Date of Submission

Spring 2012

Academic Program

Psychology; Human Rights

Project Advisor 1

Kristin Lane

Project Advisor 2

Thomas Keenan

Abstract/Artist's Statement

Previous work has shown that intergroup schadenfreude, the pleasure at another group’s misfortune, may help explain group-based violence. The present study aimed to further explore the role of schadenfreude in intergroup conflicts. Drawing upon historical examples (i.e., the Holocaust and lynching in the United States), the first half of my project demonstrated that cheering over the suffering of others provides public support and legitimacy to the violence against outgroup members. Therefore, feelings and expressions of schadenfreude should be viewed as responsible for sustaining and exacerbating intergroup conflict. The second half of my project empirically investigated one potential consequence of experiencing schadenfreude - the dehumanization of outgroup victims as a self-justification strategy to rationalize such malicious pleasure. I further proposed that the negative stereotyping of victims might mediate the relationship between schadenfreude and dehumanization. During the experiment, participants were induced with either positive or neutral emotions prior to reading about an unfortunate or a neutral event happening to an outgroup. Participants then indicated the extent to which they dehumanized and stereotyped the victims.

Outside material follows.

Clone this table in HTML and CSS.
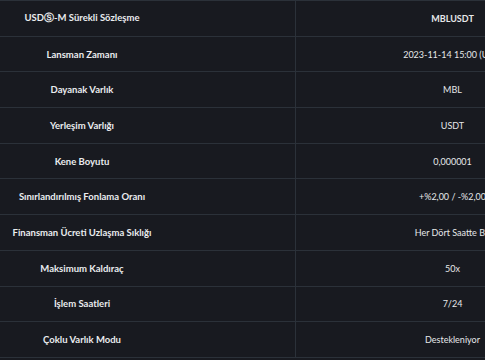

This emotion induction task was anticipated to evoke feelings of schadenfreude in those who read the misfortune story and to subsequently influence their attitudes toward the victims. The manipulation check showed that my schadenfreude manipulation was largely unsuccessful, and thus failed to produce meaningful differences in the dependent measures among conditions. However, consistent with my conceptual hypothesis, the internal analysis suggested that schadenfreude was positively correlated with dehumanization. Possible explanations, implications, and future directions will be discussed.